[Description of the task]
Answer with a single number: how many lines in the listing below include "styles"?

[Supplied material]
■ ■ ■ ■
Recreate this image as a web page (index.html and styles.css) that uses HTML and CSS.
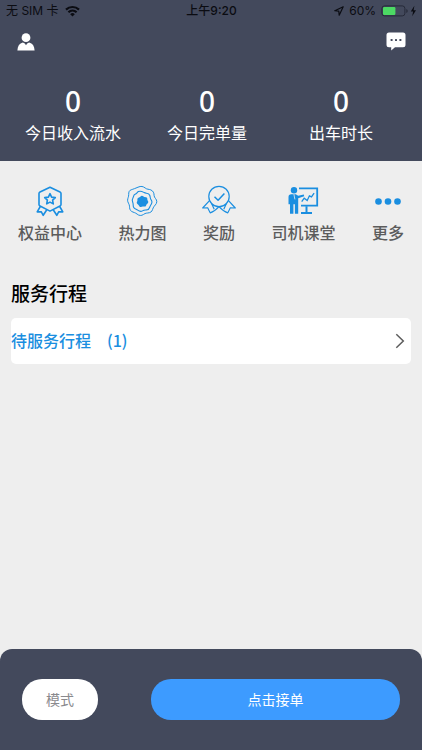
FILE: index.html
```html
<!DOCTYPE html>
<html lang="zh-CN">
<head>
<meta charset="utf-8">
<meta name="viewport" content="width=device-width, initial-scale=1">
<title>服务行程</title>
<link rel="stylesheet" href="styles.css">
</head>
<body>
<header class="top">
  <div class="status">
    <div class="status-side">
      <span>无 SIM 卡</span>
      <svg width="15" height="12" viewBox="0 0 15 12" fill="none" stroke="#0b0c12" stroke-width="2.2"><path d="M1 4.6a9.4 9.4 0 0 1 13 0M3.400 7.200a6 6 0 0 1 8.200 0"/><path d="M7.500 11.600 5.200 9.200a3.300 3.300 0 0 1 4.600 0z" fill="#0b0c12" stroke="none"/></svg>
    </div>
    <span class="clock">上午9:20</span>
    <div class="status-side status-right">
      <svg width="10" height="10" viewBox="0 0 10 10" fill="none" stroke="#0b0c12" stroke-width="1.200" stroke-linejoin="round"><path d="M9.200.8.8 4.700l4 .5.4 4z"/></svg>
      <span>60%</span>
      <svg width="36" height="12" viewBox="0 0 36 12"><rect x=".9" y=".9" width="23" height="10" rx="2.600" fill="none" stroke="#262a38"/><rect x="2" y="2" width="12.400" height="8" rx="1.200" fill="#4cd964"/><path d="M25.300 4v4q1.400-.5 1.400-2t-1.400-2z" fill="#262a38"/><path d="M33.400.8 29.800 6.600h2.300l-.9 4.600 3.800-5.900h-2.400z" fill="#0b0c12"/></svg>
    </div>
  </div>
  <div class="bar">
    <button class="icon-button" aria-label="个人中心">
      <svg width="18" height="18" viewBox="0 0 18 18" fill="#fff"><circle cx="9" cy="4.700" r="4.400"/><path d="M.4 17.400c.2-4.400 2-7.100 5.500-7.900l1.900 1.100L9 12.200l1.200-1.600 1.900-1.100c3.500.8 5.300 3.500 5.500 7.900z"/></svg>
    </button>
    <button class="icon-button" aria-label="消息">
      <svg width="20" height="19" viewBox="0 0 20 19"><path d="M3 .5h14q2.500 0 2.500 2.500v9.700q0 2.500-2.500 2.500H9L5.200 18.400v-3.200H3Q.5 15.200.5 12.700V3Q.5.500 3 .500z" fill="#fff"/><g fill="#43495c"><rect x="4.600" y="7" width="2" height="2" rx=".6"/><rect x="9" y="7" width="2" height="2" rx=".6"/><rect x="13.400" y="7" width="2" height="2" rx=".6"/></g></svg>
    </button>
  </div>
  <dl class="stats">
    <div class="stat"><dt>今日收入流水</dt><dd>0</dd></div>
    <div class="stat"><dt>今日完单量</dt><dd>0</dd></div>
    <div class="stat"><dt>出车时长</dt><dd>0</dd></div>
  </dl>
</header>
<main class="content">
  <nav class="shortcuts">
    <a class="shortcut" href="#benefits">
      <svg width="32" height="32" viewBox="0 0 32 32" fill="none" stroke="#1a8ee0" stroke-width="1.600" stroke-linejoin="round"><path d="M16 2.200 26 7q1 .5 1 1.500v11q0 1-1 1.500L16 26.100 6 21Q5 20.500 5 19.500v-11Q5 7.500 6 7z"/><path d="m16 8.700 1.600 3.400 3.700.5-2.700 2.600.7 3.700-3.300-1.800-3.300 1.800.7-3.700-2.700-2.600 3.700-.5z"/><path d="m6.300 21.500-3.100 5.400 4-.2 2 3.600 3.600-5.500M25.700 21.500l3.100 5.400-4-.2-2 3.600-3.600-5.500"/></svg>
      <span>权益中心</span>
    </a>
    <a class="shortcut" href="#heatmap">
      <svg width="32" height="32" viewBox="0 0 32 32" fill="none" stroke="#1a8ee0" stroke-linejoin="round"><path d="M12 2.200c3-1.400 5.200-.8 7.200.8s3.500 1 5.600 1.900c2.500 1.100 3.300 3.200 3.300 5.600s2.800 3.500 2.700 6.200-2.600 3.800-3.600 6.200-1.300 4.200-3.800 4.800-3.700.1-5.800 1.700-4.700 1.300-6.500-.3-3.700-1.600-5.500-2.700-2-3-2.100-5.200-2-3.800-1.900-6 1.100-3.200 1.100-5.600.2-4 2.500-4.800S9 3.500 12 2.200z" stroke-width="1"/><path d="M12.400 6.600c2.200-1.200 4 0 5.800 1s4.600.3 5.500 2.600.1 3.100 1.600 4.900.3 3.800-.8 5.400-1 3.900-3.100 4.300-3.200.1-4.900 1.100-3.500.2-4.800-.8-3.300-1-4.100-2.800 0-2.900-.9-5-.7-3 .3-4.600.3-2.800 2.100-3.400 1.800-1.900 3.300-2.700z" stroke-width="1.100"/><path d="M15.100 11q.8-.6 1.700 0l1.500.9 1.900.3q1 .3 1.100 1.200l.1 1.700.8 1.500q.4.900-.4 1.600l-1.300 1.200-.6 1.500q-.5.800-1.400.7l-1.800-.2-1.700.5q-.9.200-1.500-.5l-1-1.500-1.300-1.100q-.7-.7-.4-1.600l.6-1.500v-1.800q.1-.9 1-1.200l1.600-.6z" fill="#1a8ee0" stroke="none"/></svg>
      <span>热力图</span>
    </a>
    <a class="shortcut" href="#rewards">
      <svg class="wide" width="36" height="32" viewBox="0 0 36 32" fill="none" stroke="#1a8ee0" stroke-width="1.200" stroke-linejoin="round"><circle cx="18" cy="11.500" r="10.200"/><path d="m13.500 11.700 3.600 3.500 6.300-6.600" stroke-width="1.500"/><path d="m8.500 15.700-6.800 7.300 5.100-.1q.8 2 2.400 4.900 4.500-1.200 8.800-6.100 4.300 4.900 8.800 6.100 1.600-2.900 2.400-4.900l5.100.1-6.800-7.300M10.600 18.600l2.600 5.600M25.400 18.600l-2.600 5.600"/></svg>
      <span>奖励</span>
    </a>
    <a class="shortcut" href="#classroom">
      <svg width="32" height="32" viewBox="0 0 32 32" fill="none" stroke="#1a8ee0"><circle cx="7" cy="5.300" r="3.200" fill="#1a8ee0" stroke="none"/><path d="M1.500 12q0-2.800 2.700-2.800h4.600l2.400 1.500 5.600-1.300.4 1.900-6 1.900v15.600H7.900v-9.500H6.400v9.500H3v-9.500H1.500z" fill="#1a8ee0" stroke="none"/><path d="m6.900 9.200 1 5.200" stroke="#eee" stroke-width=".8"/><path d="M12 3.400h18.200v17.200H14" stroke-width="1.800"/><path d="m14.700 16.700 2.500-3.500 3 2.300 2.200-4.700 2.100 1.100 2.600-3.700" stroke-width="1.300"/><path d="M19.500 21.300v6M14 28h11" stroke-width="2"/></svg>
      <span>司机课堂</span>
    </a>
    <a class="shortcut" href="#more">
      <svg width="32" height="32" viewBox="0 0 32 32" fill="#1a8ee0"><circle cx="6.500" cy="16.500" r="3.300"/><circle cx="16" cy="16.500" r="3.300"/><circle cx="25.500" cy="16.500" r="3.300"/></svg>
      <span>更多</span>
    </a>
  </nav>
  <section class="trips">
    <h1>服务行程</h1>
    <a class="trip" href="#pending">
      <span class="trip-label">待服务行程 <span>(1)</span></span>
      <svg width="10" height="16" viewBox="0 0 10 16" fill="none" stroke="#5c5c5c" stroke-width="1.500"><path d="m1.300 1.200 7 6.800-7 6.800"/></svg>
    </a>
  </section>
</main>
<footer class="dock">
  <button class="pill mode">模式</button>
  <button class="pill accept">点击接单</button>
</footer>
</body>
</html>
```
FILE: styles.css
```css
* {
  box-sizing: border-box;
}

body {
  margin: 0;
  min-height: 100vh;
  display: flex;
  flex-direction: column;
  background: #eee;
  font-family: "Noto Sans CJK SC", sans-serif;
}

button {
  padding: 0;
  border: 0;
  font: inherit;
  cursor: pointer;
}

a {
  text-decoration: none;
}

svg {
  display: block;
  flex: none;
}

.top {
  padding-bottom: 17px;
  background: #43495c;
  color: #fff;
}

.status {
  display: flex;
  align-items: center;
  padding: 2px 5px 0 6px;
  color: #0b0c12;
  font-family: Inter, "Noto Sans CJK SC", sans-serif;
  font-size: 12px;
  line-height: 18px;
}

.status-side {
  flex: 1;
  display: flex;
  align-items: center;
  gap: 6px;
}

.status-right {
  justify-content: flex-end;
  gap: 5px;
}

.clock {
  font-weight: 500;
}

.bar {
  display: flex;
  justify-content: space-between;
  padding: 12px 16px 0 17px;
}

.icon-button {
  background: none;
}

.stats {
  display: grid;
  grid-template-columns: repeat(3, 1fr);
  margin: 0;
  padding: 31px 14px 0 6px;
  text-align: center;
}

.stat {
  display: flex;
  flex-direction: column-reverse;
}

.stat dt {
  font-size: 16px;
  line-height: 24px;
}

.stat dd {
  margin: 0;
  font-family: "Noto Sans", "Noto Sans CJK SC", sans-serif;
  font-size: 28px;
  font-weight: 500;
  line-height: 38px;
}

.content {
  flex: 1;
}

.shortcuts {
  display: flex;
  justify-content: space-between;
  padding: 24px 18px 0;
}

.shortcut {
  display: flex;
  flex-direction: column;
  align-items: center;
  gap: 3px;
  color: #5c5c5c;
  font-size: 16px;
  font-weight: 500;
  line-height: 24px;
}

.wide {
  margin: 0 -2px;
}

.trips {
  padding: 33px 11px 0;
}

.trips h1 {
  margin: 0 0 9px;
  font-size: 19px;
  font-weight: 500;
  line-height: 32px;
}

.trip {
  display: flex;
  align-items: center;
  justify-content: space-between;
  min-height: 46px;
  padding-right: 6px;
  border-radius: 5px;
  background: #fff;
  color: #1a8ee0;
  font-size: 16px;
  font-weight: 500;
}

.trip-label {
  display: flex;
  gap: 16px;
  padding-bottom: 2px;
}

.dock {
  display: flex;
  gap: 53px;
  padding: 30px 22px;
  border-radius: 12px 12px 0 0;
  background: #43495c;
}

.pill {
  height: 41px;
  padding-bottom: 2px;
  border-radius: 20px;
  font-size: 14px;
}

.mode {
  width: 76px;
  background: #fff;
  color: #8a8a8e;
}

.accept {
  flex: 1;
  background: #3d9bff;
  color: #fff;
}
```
■ ■ ■ ■
[The output]
3